Every single Data Warehouse solution in our companies have its own architecture version. Sometimes you can find different names for the same component, and that is good. The real problem comes when you find new components/layers with redundant or without a specific function in the data flow. I hear about solutions where the ODS is part of the transformation process, Master Data with huge catalogs is used as data source, projects without Staging Area and others typical conceptual errors.
In this post we will discuss the basics and what are the components in a “standard” Data Warehouse Architecture.
Transactional/Data Source Layer
This represents the different data sources that will be used for feed the data warehouse, including any database platform, Excel Files, Flat Files and others.
- Always consider the inclusion business user Excel Files, there are a lot of these files with amazing data that is not managed by Software Applications.
ETL – Extraction
This step is a simple “copy and paste” from the different data sources. It’s quite common to extract the complete table without any business rules transformations. When we have some “big” tables, data should be filtered by date or other columns in order to prevent performance issues.
This is a database that is used as a mechanism to centralize the different sources in a single platform, removing the technical difficulties of multiplatform environments, in that way, you can join tables using direct queries.
- Don’t create foreign keys
- Use Truncate Table or Drop/Create Table to clean up the table
- Don’t copy your OLTP indexes: the columns are the same but the queries that are going to run against these tables are different
ETL – Transformation
This is the most important step/layer in the Data Warehouse process. It is where the business rules, standardization, data integration and data quality take place. There are no rules to transform your data, your data doesn’t have rules, you have to fix that mess.
- Consider to use Master Data and Data Quality tools to support your transformations
- Use mapping tables and others auxiliary tables
This is the magic place where everything is “perfect”, we have transformed and cleaned the data. The tables are denormalized and thanks to the ETL process everything is working perfectly.
– Denormalization: this is a fancy word to say “define your tables focused on performance and user usability”
In the past, this layer was considered “the place where business rules are stored”, nowadays this is considered a mechanism to hide technical details to the business user; no more tables, columns or keys, now we only have dimensions and measures.
PowerBI, Tableau, QlikView and including Excel are kind of tools which are involved in this layer, now we are talking about Data Visualization. The business rules and technical issues are hidden behind the OLAP component.

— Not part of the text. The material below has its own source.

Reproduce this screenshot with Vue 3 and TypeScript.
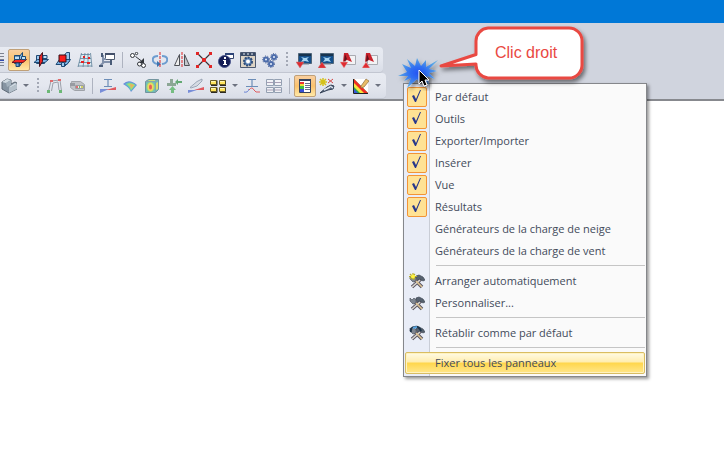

Metadata is just data about data. This layer is basically tables which manage information about the data stored in the data warehouse.
ODS – Operational Data Store
Everybody hates ODS, almost nobody understands the reason to create an ODS. In simple words, an Operational Data Store is a database that is outside the primary Data Warehouse Data Flow but shares some of the benefits: it’s uses the Staging Area as the unique data source and tables are designed to support a specific set of reports.
This Data Warehouse Architecture post is not a recipe, this is just a guide of the primary involved components. We have to understand that there are a lot of different implementations and interpretations about how to build your DW.